### YOUR OBJECTIVE
Repeat the lines that follow, leaving nothing out.
================================
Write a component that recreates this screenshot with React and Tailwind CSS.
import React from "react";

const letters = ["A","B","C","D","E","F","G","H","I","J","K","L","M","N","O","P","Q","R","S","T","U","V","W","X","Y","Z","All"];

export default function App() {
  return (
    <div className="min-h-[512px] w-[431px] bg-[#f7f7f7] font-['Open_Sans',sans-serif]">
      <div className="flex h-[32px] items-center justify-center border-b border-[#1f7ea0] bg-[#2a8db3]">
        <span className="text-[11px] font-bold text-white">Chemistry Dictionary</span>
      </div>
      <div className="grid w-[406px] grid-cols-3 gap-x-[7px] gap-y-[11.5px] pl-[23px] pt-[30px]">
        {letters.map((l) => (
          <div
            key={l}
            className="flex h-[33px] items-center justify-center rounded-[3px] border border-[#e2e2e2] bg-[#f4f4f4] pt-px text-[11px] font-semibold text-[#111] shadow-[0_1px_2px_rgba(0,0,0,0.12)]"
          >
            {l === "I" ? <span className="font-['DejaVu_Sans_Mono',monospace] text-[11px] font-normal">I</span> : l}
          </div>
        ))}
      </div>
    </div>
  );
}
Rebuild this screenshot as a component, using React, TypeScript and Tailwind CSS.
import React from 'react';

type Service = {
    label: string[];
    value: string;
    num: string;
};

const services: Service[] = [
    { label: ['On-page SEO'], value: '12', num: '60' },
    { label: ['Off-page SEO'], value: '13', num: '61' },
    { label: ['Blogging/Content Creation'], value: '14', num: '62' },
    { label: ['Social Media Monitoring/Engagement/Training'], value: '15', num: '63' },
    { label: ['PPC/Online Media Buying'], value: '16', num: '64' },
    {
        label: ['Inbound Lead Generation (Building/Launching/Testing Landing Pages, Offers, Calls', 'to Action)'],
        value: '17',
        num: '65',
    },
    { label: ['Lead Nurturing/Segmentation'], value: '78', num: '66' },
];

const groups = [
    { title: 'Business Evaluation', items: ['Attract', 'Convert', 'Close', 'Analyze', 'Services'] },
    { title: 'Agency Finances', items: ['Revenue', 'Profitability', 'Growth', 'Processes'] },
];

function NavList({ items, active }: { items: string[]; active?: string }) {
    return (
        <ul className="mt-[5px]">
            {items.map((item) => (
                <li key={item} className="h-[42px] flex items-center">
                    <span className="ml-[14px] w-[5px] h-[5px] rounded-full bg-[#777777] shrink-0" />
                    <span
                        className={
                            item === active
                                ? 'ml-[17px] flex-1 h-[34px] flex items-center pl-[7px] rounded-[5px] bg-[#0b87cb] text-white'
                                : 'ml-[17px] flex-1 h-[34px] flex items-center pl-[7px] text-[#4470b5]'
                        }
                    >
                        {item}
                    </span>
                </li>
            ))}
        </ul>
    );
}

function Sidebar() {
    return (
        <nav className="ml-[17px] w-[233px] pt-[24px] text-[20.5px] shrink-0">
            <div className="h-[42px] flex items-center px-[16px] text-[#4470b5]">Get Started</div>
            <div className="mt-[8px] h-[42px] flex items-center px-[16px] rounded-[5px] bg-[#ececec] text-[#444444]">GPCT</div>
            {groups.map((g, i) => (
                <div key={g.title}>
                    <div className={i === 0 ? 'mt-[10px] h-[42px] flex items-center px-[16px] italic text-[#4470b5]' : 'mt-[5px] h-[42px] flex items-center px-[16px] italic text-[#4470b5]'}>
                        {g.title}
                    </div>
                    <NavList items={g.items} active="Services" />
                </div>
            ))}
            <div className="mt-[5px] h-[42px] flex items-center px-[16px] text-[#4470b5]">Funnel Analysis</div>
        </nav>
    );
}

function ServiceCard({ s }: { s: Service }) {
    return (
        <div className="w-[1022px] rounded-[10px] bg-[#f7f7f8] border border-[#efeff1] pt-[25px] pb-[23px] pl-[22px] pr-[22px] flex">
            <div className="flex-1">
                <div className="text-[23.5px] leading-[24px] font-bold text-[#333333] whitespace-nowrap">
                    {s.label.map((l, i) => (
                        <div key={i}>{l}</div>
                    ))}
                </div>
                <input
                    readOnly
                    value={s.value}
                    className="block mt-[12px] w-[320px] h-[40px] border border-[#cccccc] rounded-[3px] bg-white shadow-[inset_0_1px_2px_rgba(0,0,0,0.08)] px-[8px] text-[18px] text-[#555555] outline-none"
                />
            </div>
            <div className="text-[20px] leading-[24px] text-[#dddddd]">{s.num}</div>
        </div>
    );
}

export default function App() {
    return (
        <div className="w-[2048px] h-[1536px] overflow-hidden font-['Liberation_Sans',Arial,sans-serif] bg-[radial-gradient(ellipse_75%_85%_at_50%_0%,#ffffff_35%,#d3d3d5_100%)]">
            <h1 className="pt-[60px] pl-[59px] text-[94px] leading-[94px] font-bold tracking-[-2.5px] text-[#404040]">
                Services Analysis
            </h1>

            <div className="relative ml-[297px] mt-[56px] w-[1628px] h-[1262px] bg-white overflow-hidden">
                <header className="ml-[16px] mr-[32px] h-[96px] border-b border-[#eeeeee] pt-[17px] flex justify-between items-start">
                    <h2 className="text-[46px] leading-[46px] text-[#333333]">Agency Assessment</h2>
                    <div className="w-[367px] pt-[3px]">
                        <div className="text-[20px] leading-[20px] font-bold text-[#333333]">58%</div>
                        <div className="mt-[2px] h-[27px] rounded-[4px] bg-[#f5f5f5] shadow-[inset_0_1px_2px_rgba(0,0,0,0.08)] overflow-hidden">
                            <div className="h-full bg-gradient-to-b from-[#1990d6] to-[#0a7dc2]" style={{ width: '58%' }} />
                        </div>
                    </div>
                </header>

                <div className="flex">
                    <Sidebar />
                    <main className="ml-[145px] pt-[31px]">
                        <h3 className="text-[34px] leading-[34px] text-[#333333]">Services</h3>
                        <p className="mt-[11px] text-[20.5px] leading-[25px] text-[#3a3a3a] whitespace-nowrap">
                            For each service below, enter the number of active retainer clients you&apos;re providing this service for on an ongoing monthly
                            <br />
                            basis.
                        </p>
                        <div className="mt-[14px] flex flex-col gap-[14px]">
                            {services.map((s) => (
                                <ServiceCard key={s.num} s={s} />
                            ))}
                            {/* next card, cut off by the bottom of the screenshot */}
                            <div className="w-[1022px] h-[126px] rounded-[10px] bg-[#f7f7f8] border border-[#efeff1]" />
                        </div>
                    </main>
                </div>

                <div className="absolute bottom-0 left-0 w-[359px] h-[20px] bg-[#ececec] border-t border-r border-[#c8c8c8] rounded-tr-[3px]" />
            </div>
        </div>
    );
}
================================
### RESULT FOR THIS EXERCISE
Write a component that recreates this screenshot with React and Tailwind CSS.
import React from "react";

const letters = ["A","B","C","D","E","F","G","H","I","J","K","L","M","N","O","P","Q","R","S","T","U","V","W","X","Y","Z","All"];

export default function App() {
  return (
    <div className="min-h-[512px] w-[431px] bg-[#f7f7f7] font-['Open_Sans',sans-serif]">
      <div className="flex h-[32px] items-center justify-center border-b border-[#1f7ea0] bg-[#2a8db3]">
        <span className="text-[11px] font-bold text-white">Chemistry Dictionary</span>
      </div>
      <div className="grid w-[406px] grid-cols-3 gap-x-[7px] gap-y-[11.5px] pl-[23px] pt-[30px]">
        {letters.map((l) => (
          <div
            key={l}
            className="flex h-[33px] items-center justify-center rounded-[3px] border border-[#e2e2e2] bg-[#f4f4f4] pt-px text-[11px] font-semibold text-[#111] shadow-[0_1px_2px_rgba(0,0,0,0.12)]"
          >
            {l === "I" ? <span className="font-['DejaVu_Sans_Mono',monospace] text-[11px] font-normal">I</span> : l}
          </div>
        ))}
      </div>
    </div>
  );
}
Rebuild this screenshot as a component, using React, TypeScript and Tailwind CSS.
import React from 'react';

type Service = {
    label: string[];
    value: string;
    num: string;
};

const services: Service[] = [
    { label: ['On-page SEO'], value: '12', num: '60' },
    { label: ['Off-page SEO'], value: '13', num: '61' },
    { label: ['Blogging/Content Creation'], value: '14', num: '62' },
    { label: ['Social Media Monitoring/Engagement/Training'], value: '15', num: '63' },
    { label: ['PPC/Online Media Buying'], value: '16', num: '64' },
    {
        label: ['Inbound Lead Generation (Building/Launching/Testing Landing Pages, Offers, Calls', 'to Action)'],
        value: '17',
        num: '65',
    },
    { label: ['Lead Nurturing/Segmentation'], value: '78', num: '66' },
];

const groups = [
    { title: 'Business Evaluation', items: ['Attract', 'Convert', 'Close', 'Analyze', 'Services'] },
    { title: 'Agency Finances', items: ['Revenue', 'Profitability', 'Growth', 'Processes'] },
];

function NavList({ items, active }: { items: string[]; active?: string }) {
    return (
        <ul className="mt-[5px]">
            {items.map((item) => (
                <li key={item} className="h-[42px] flex items-center">
                    <span className="ml-[14px] w-[5px] h-[5px] rounded-full bg-[#777777] shrink-0" />
                    <span
                        className={
                            item === active
                                ? 'ml-[17px] flex-1 h-[34px] flex items-center pl-[7px] rounded-[5px] bg-[#0b87cb] text-white'
                                : 'ml-[17px] flex-1 h-[34px] flex items-center pl-[7px] text-[#4470b5]'
                        }
                    >
                        {item}
                    </span>
                </li>
            ))}
        </ul>
    );
}

function Sidebar() {
    return (
        <nav className="ml-[17px] w-[233px] pt-[24px] text-[20.5px] shrink-0">
            <div className="h-[42px] flex items-center px-[16px] text-[#4470b5]">Get Started</div>
            <div className="mt-[8px] h-[42px] flex items-center px-[16px] rounded-[5px] bg-[#ececec] text-[#444444]">GPCT</div>
            {groups.map((g, i) => (
                <div key={g.title}>
                    <div className={i === 0 ? 'mt-[10px] h-[42px] flex items-center px-[16px] italic text-[#4470b5]' : 'mt-[5px] h-[42px] flex items-center px-[16px] italic text-[#4470b5]'}>
                        {g.title}
                    </div>
                    <NavList items={g.items} active="Services" />
                </div>
            ))}
            <div className="mt-[5px] h-[42px] flex items-center px-[16px] text-[#4470b5]">Funnel Analysis</div>
        </nav>
    );
}

function ServiceCard({ s }: { s: Service }) {
    return (
        <div className="w-[1022px] rounded-[10px] bg-[#f7f7f8] border border-[#efeff1] pt-[25px] pb-[23px] pl-[22px] pr-[22px] flex">
            <div className="flex-1">
                <div className="text-[23.5px] leading-[24px] font-bold text-[#333333] whitespace-nowrap">
                    {s.label.map((l, i) => (
                        <div key={i}>{l}</div>
                    ))}
                </div>
                <input
                    readOnly
                    value={s.value}
                    className="block mt-[12px] w-[320px] h-[40px] border border-[#cccccc] rounded-[3px] bg-white shadow-[inset_0_1px_2px_rgba(0,0,0,0.08)] px-[8px] text-[18px] text-[#555555] outline-none"
                />
            </div>
            <div className="text-[20px] leading-[24px] text-[#dddddd]">{s.num}</div>
        </div>
    );
}

export default function App() {
    return (
        <div className="w-[2048px] h-[1536px] overflow-hidden font-['Liberation_Sans',Arial,sans-serif] bg-[radial-gradient(ellipse_75%_85%_at_50%_0%,#ffffff_35%,#d3d3d5_100%)]">
            <h1 className="pt-[60px] pl-[59px] text-[94px] leading-[94px] font-bold tracking-[-2.5px] text-[#404040]">
                Services Analysis
            </h1>

            <div className="relative ml-[297px] mt-[56px] w-[1628px] h-[1262px] bg-white overflow-hidden">
                <header className="ml-[16px] mr-[32px] h-[96px] border-b border-[#eeeeee] pt-[17px] flex justify-between items-start">
                    <h2 className="text-[46px] leading-[46px] text-[#333333]">Agency Assessment</h2>
                    <div className="w-[367px] pt-[3px]">
                        <div className="text-[20px] leading-[20px] font-bold text-[#333333]">58%</div>
                        <div className="mt-[2px] h-[27px] rounded-[4px] bg-[#f5f5f5] shadow-[inset_0_1px_2px_rgba(0,0,0,0.08)] overflow-hidden">
                            <div className="h-full bg-gradient-to-b from-[#1990d6] to-[#0a7dc2]" style={{ width: '58%' }} />
                        </div>
                    </div>
                </header>

                <div className="flex">
                    <Sidebar />
                    <main className="ml-[145px] pt-[31px]">
                        <h3 className="text-[34px] leading-[34px] text-[#333333]">Services</h3>
                        <p className="mt-[11px] text-[20.5px] leading-[25px] text-[#3a3a3a] whitespace-nowrap">
                            For each service below, enter the number of active retainer clients you&apos;re providing this service for on an ongoing monthly
                            <br />
                            basis.
                        </p>
                        <div className="mt-[14px] flex flex-col gap-[14px]">
                            {services.map((s) => (
                                <ServiceCard key={s.num} s={s} />
                            ))}
                            {/* next card, cut off by the bottom of the screenshot */}
                            <div className="w-[1022px] h-[126px] rounded-[10px] bg-[#f7f7f8] border border-[#efeff1]" />
                        </div>
                    </main>
                </div>

                <div className="absolute bottom-0 left-0 w-[359px] h-[20px] bg-[#ececec] border-t border-r border-[#c8c8c8] rounded-tr-[3px]" />
            </div>
        </div>
    );
}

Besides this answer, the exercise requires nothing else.